STATED EXERCISE:
Without the pictures, can you quote each line below exactly?

RAW DATA:

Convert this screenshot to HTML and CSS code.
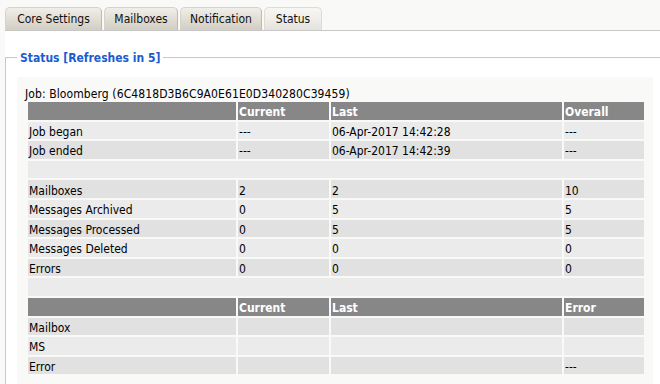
FILE: index.html
```html
<!DOCTYPE html>
<html>
<head>
<meta charset="utf-8">
<link rel="stylesheet" href="styles.css">
</head>
<body>
<div class="tabs">
  <div class="tab t1">Core Settings</div>
  <div class="tab t2">Mailboxes</div>
  <div class="tab t3">Notification</div>
  <div class="tab t4 active">Status</div>
</div>
<div class="content">
  <fieldset class="group">
    <legend>Status [Refreshes in 5]</legend>
    <div class="panel">
      <div class="job">Job: Bloomberg (6C4818D3B6C9A0E61E0D340280C39459)</div>
      <table class="stats">
        <colgroup><col class="c1"><col class="c2"><col class="c3"><col class="c4"></colgroup>
        <tr class="head"><td></td><td>Current</td><td>Last</td><td>Overall</td></tr>
        <tr class="a"><td>Job began</td><td>---</td><td>06-Apr-2017 14:42:28</td><td>---</td></tr>
        <tr class="b"><td>Job ended</td><td>---</td><td>06-Apr-2017 14:42:39</td><td>---</td></tr>
        <tr class="a"><td colspan="4"></td></tr>
        <tr class="b"><td>Mailboxes</td><td>2</td><td>2</td><td>10</td></tr>
        <tr class="a"><td>Messages Archived</td><td>0</td><td>5</td><td>5</td></tr>
        <tr class="b"><td>Messages Processed</td><td>0</td><td>5</td><td>5</td></tr>
        <tr class="a"><td>Messages Deleted</td><td>0</td><td>0</td><td>0</td></tr>
        <tr class="b"><td>Errors</td><td>0</td><td>0</td><td>0</td></tr>
        <tr class="a"><td colspan="4"></td></tr>
        <tr class="head"><td></td><td>Current</td><td>Last</td><td>Error</td></tr>
        <tr class="b"><td>Mailbox</td><td></td><td></td><td></td></tr>
        <tr class="a"><td>MS</td><td></td><td></td><td></td></tr>
        <tr class="b"><td>Error</td><td></td><td></td><td>---</td></tr>
      </table>
    </div>
  </fieldset>
</div>
</body>
</html>
```
FILE: styles.css
```css
html, body {
  margin: 0;
  padding: 0;
  overflow: hidden;
}
body {
  background: #f9f9f7;
  font-family: "DejaVu Sans Condensed", "DejaVu Sans", sans-serif;
  font-stretch: condensed;
  font-size: 12px;
  color: #000;
  height: 384px;
}
.tabs {
  display: flex;
  align-items: flex-end;
  gap: 2px;
  height: 30px;
  box-sizing: border-box;
  padding: 7px 0 0 5px;
}
.tab {
  box-sizing: border-box;
  height: 23px;
  line-height: 23px;
  text-align: center;
  color: #111;
  background: linear-gradient(#f0eee8 0%, #e2dfd7 45%, #d2cec4 100%);
  border: 1px solid #d6d3cb;
  border-bottom: none;
  border-right-color: #bdb9ae;
  border-radius: 5px 5px 0 0;
}
.t1 { width: 97px; }
.t2 { width: 74px; }
.t3 { width: 82px; }
.t4 { width: 58px; }
.tab.active {
  background: linear-gradient(#f7f6f3 0%, #efeee9 50%, #e4e2dc 100%);
  border-color: #dddbd4;
}
.content {
  margin-left: 5px;
  background: #fff;
  border-top: 1px solid #c8c8c8;
  height: 360px;
}
.group {
  margin: 18px 0 0 0;
  padding: 12px 7px 6px 11px;
  border: 1px solid #c8c8c8;
  border-right: none;
  border-bottom: none;
  min-width: 0;
}
.group legend {
  padding: 2px 3px 0;
  font-weight: bold;
  line-height: 14px;
  color: #1a5ccf;
}
.panel {
  background: #f9f9f7;
  padding: 11px 0 8px 8px;
}
.job {
  line-height: 12px;
  white-space: nowrap;
  letter-spacing: 0.1px;
}
.stats {
  margin-left: 1px;
  width: 620px;
  table-layout: fixed;
  border-collapse: separate;
  border-spacing: 2px;
}
.c1 { width: 208px; }
.c2 { width: 91px; }
.c3 { width: 231px; }
.c4 { width: 80px; }
.stats td {
  height: 14.6px;
  padding: 3px 0 0 1px;
  line-height: 14px;
  white-space: nowrap;
  vertical-align: middle;
}
.stats tr.head td {
  background: #878787;
  color: #fff;
  font-weight: bold;
}
.stats tr.a td { background: #ebebeb; }
.stats tr.b td { background: #e1e1e1; }
```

EXERCISE OUTPUT:
Convert this screenshot to HTML and CSS code.
FILE: index.html
```html
<!DOCTYPE html>
<html>
<head>
<meta charset="utf-8">
<link rel="stylesheet" href="styles.css">
</head>
<body>
<div class="tabs">
  <div class="tab t1">Core Settings</div>
  <div class="tab t2">Mailboxes</div>
  <div class="tab t3">Notification</div>
  <div class="tab t4 active">Status</div>
</div>
<div class="content">
  <fieldset class="group">
    <legend>Status [Refreshes in 5]</legend>
    <div class="panel">
      <div class="job">Job: Bloomberg (6C4818D3B6C9A0E61E0D340280C39459)</div>
      <table class="stats">
        <colgroup><col class="c1"><col class="c2"><col class="c3"><col class="c4"></colgroup>
        <tr class="head"><td></td><td>Current</td><td>Last</td><td>Overall</td></tr>
        <tr class="a"><td>Job began</td><td>---</td><td>06-Apr-2017 14:42:28</td><td>---</td></tr>
        <tr class="b"><td>Job ended</td><td>---</td><td>06-Apr-2017 14:42:39</td><td>---</td></tr>
        <tr class="a"><td colspan="4"></td></tr>
        <tr class="b"><td>Mailboxes</td><td>2</td><td>2</td><td>10</td></tr>
        <tr class="a"><td>Messages Archived</td><td>0</td><td>5</td><td>5</td></tr>
        <tr class="b"><td>Messages Processed</td><td>0</td><td>5</td><td>5</td></tr>
        <tr class="a"><td>Messages Deleted</td><td>0</td><td>0</td><td>0</td></tr>
        <tr class="b"><td>Errors</td><td>0</td><td>0</td><td>0</td></tr>
        <tr class="a"><td colspan="4"></td></tr>
        <tr class="head"><td></td><td>Current</td><td>Last</td><td>Error</td></tr>
        <tr class="b"><td>Mailbox</td><td></td><td></td><td></td></tr>
        <tr class="a"><td>MS</td><td></td><td></td><td></td></tr>
        <tr class="b"><td>Error</td><td></td><td></td><td>---</td></tr>
      </table>
    </div>
  </fieldset>
</div>
</body>
</html>
```
FILE: styles.css
```css
html, body {
  margin: 0;
  padding: 0;
  overflow: hidden;
}
body {
  background: #f9f9f7;
  font-family: "DejaVu Sans Condensed", "DejaVu Sans", sans-serif;
  font-stretch: condensed;
  font-size: 12px;
  color: #000;
  height: 384px;
}
.tabs {
  display: flex;
  align-items: flex-end;
  gap: 2px;
  height: 30px;
  box-sizing: border-box;
  padding: 7px 0 0 5px;
}
.tab {
  box-sizing: border-box;
  height: 23px;
  line-height: 23px;
  text-align: center;
  color: #111;
  background: linear-gradient(#f0eee8 0%, #e2dfd7 45%, #d2cec4 100%);
  border: 1px solid #d6d3cb;
  border-bottom: none;
  border-right-color: #bdb9ae;
  border-radius: 5px 5px 0 0;
}
.t1 { width: 97px; }
.t2 { width: 74px; }
.t3 { width: 82px; }
.t4 { width: 58px; }
.tab.active {
  background: linear-gradient(#f7f6f3 0%, #efeee9 50%, #e4e2dc 100%);
  border-color: #dddbd4;
}
.content {
  margin-left: 5px;
  background: #fff;
  border-top: 1px solid #c8c8c8;
  height: 360px;
}
.group {
  margin: 18px 0 0 0;
  padding: 12px 7px 6px 11px;
  border: 1px solid #c8c8c8;
  border-right: none;
  border-bottom: none;
  min-width: 0;
}
.group legend {
  padding: 2px 3px 0;
  font-weight: bold;
  line-height: 14px;
  color: #1a5ccf;
}
.panel {
  background: #f9f9f7;
  padding: 11px 0 8px 8px;
}
.job {
  line-height: 12px;
  white-space: nowrap;
  letter-spacing: 0.1px;
}
.stats {
  margin-left: 1px;
  width: 620px;
  table-layout: fixed;
  border-collapse: separate;
  border-spacing: 2px;
}
.c1 { width: 208px; }
.c2 { width: 91px; }
.c3 { width: 231px; }
.c4 { width: 80px; }
.stats td {
  height: 14.6px;
  padding: 3px 0 0 1px;
  line-height: 14px;
  white-space: nowrap;
  vertical-align: middle;
}
.stats tr.head td {
  background: #878787;
  color: #fff;
  font-weight: bold;
}
.stats tr.a td { background: #ebebeb; }
.stats tr.b td { background: #e1e1e1; }
```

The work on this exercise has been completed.